Most algorithms for generating pseudorandom sequences have been sequential. Today, with multicore computers and multithreaded GPUs quite common, an interesting problem is to be able to use many tasks to collectively generate pseudorandom sets or sequences. It does not suffice simply to have each task use a copy of the same algorithm, because this will generate duplicate values and, worse yet, duplicate subsequences. Additional mathematical theory is required to guarantee that a collection of tasks (probably) produces results of the same quality as a single talk using a sequential algorithm.

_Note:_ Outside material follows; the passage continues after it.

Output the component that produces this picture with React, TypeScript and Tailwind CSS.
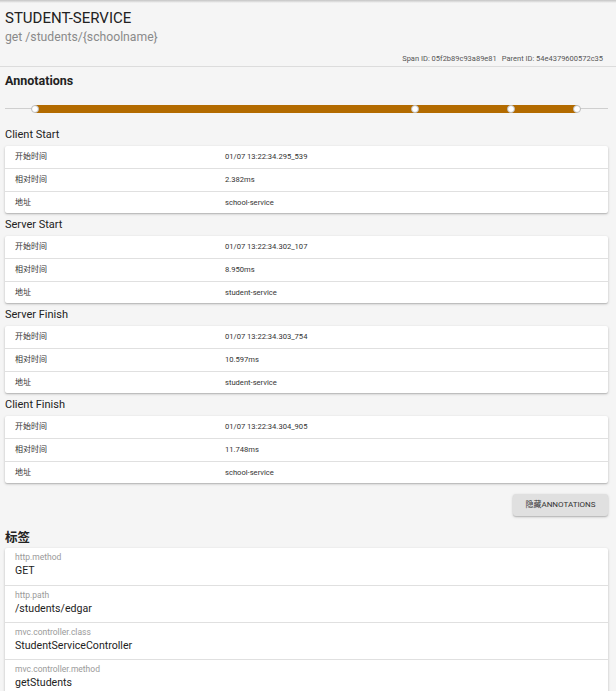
import React from "react";

const sections = [
  { title: "Client Start", rows: [["开始时间", "01/07 13:22:34.295_539"], ["相对时间", "2.382ms"], ["地址", "school-service"]] },
  { title: "Server Start", rows: [["开始时间", "01/07 13:22:34.302_107"], ["相对时间", "8.950ms"], ["地址", "student-service"]] },
  { title: "Server Finish", rows: [["开始时间", "01/07 13:22:34.303_754"], ["相对时间", "10.597ms"], ["地址", "student-service"]] },
  { title: "Client Finish", rows: [["开始时间", "01/07 13:22:34.304_905"], ["相对时间", "11.748ms"], ["地址", "school-service"]] },
];

const tags = [
  ["http.method", "GET"],
  ["http.path", "/students/edgar"],
  ["mvc.controller.class", "StudentServiceController"],
  ["mvc.controller.method", "getStudents"],
];

const dots = [30, 410, 506, 572];

export default function App() {
  return (
    <div className="min-h-screen bg-[#f5f5f5] text-[#333] font-['Roboto','Noto_Sans_CJK_SC',sans-serif]">
      <div className="h-[3px] bg-gradient-to-b from-[#c4c4c4] to-[#f5f5f5]" />
      <div className="pl-[5px] pr-[8px]">
        <div className="pt-[6px] text-[15px] leading-[19px] text-[#222]">STUDENT-SERVICE</div>
        <div className="text-[12.2px] leading-[18px] text-[#8a8a8a]">get /students/{"{schoolname}"}</div>
        <div className="mt-[7px] flex justify-end gap-[5px] pr-[5px] text-[7.5px] leading-[12px] text-[#555]">
          <span>Span ID: 05f2b89c93a89e81</span>
          <span>Parent ID: 54e4379600572c35</span>
        </div>
      </div>
      <div className="mt-[1px] border-t border-[#dcdcdc]" />
      <div className="pl-[5px] pr-[8px]">
        <div className="pt-[6px] text-[12.5px] font-bold leading-[16px] text-[#222]">Annotations</div>
        <div className="relative mt-[12px] h-[16px]">
          <div className="absolute left-0 right-0 top-[7px] h-px bg-[#cfcfcf]" />
          <div className="absolute left-[30px] top-[4px] h-[8px] w-[542px] bg-[#b36b00]" />
          {dots.map((d) => (
            <div
              key={d}
              className="absolute top-[4px] h-[8px] w-[8px] -translate-x-1/2 rounded-full border border-[#bbb] bg-white"
              style={{ left: d }}
            />
          ))}
        </div>
        <div className="mt-[6px]">
          {sections.map((s) => (
            <div key={s.title}>
              <div className="text-[11px] leading-[23px] text-[#222]">{s.title}</div>
              <div className="rounded-[2px] bg-white shadow-[0_1px_3px_rgba(0,0,0,0.2),0_1px_1px_rgba(0,0,0,0.12)]">
                {s.rows.map((r, i) => (
                  <div
                    key={r[0]}
                    className={`flex items-center pl-[10px] text-[8px] text-[#333] ${i === 0 ? "h-[22px]" : i === 1 ? "h-[23px] border-t border-[#e0e0e0]" : "h-[22px] border-t border-[#e0e0e0]"}`}
                  >
                    <span className="w-[210px]">{r[0]}</span>
                    <span className="text-[7.6px]">{r[1]}</span>
                  </div>
                ))}
              </div>
            </div>
          ))}
        </div>
        <div className="mt-[11px] flex justify-end">
          <button className="h-[22px] w-[95px] rounded-[3px] bg-[#e0e0e0] text-[8px] text-[#333] shadow-[0_1px_3px_rgba(0,0,0,0.2),0_1px_1px_rgba(0,0,0,0.12)]">
            隐藏ANNOTATIONS
          </button>
        </div>
        <div className="pt-[11px] text-[12.5px] font-bold leading-[21px] text-[#222]">标签</div>
        <div className="rounded-[2px] bg-white shadow-[0_1px_3px_rgba(0,0,0,0.2),0_1px_1px_rgba(0,0,0,0.12)]">
          {tags.map((t, i) => (
            <div key={t[0]} className={`h-[37px] pl-[10px] pt-[3px] ${i > 0 ? "border-t border-[#e0e0e0]" : ""}`}>
              <div className="text-[8.5px] leading-[12px] text-[#9a9a9a]">{t[0]}</div>
              <div className="text-[10.6px] leading-[16px] text-[#222]">{t[1]}</div>
            </div>
          ))}
        </div>
      </div>
    </div>
  );
}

In this talk we describe object-oriented "splittable" generators of pseudorandom numbers having two methods: one to generate a new value in a pseudorandom sequence, as is customary, and another to "split" the generator into two generators that can be used in parallel. The goal is that a set of generator objects produced by recursive splitting can be used collectively to generate a sequence of pseudorandom numbers having the same good statistical properties as a sequence produced by a single such generator.

We have developed such an algorithm suitable for use in the Java collection libraries as an improvement over the existing class java.util.Random: the class SplittableRandom is roughly an order of magnitude faster than java.util.Random when used as a single generator in sequential code, and furthermore has much better parallel speedup behavior than java.util.Random when used to produce parallel streams to be operated upon by map and reduce methods. As for quality, sequences produced by SplittableRandom pass the DieHarder test suite (sequences produced by java.util.Random do not). While we believe SplittableRandom does not produce sequences of cryptographic quality, it appears to be a good alternative to java.util.Random for "everyday" use, such as in Monte Carlo methods, and we hope to include it in JDK8. In this talk we discuss our original inspiration for this algorithm (a 2012 paper by Leiserson, Schardl, and Sukha) and the sequence of engineering steps and intuitive leaps we took to hill-climb our way to our final version. (Joint work with Doug Lea, Claire Alvis, and Christine Flood.)

BIO Guy L. Steele Jr. is a Software Architect at Oracle. He received his A.B. in applied mathematics from Harvard College (1975), and his S.M. and Ph.D. in computer science and artificial intelligence from M.I.T. (1977 and 1980). He has also been an assistant professor of computer science at Carnegie-Mellon University; a member of technical staff at Tartan Laboratories in Pittsburgh, Pennsylvania; and a senior scientist at Thinking Machines Corporation in Cambridge, Massachusetts. He joined Sun Microsystems in 1994 as a Distinguished Engineer and was named a Sun Fellow in 2003. Sun Microsystems was acquired by Oracle in 2010, and he is now a member of Oracle Labs.

He is author or co-author of five books: _Common Lisp: The Language_, _C: A Reference Manual_, _The Hacker's Dictionary_, _The High Performance Fortran Handbook_, and _The Java Language Specification_. All are still in print. He has been praised for an especially clear and thorough writing style in explaining the details of programming languages.

The Association for Computing Machinery awarded him the 1988 Grace Murray Hopper Award and named him an ACM Fellow in 1994. He was elected a Fellow of the American Association for Artificial Intelligence in 1990. He led the team that received a 1990 Gordon Bell Prize honorable mention for achieving the fastest speed to that date for a production application: 14.182 Gigaflops. He was also awarded the 1996 ACM SIGPLAN Programming Languages Achievement Award. In 2001 he was elected to the National Academy of Engineering of the United States of America. In 2002 he was elected to the American Academy of Arts and Sciences. In 2011 he was named an IEEE Fellow.

He has served on accredited standards committees X3J11 (C language) and X3J3 (Fortran), and served as chairman of X3J13 (Common Lisp). He was also a member of the IEEE committee that produced the IEEE Standard for the Scheme Programming Language, IEEE Std 1178-1990. He was a representative to the High Performance Fortran Forum, which produced the High Performance Fortran specification in May, 1993.

At Oracle Labs, he is responsible for research in language design and implementation strategies, and architectural and software support for programming languages.